Sally Lechich writes:

“Are you supporting this idea (Ten Space’s downtown project), Michael? Really?

“I am sorry but I will never believe that downtown Stockton can be renovated….more BS…here we go again…may as well get Mark Lewis back as City Manager….

“Downtown Stockton will NEVER happen…just me saying what my intuition tells me but lets not get carried away again please…don’t encourage this…let us get CLEAR of the Bankruptcy for a couple years before being so so so full of positivity….

“Let’s not get into bankruptcy again.. let the dust settle first…PLEASE do NOT encourage this …

“Stockton is what it is and will NEVER be what it never was…”

I’m sure many Stocktonians share Lechich’s pessimism. But a couple critical differences should be noted.

First, the incompetents who bankrupted the city have been voted out of office or shown the door. Talented people are running City Hall now (Mayor Anthony Silva excluded).

Second, it is wrong to compare the arena and other capital projects to Ten Space’s project. The arena was a public project. This is a private sector project, done with private capital and little or no city money.

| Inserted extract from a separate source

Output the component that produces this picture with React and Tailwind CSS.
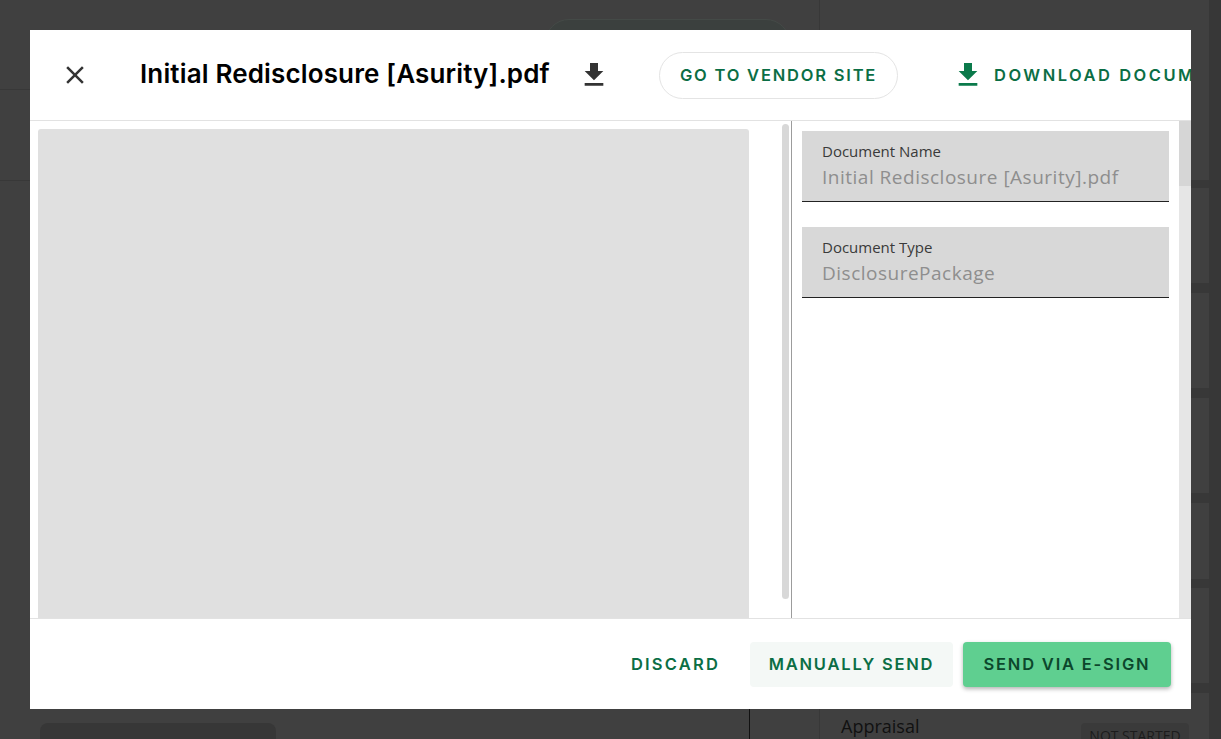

Lewis & Co. ignored the Urban Land Institute’s warning not to build the arena entirely with public money. The whole point of redevelopment, the ULI said, is to encourage private investment. But our leaders knew better, which is why the arena loses money to this day.

But Ten Space is acting in accord with the ULI’s advice.

Beyond the arguments, what I hear Lechich saying is that she is so jaded by City’s Hall’s previous mistakes she can no longer believe Stockton can make progress. I hope better familiarity with the city’s new realities help people to reconsider such defeatism.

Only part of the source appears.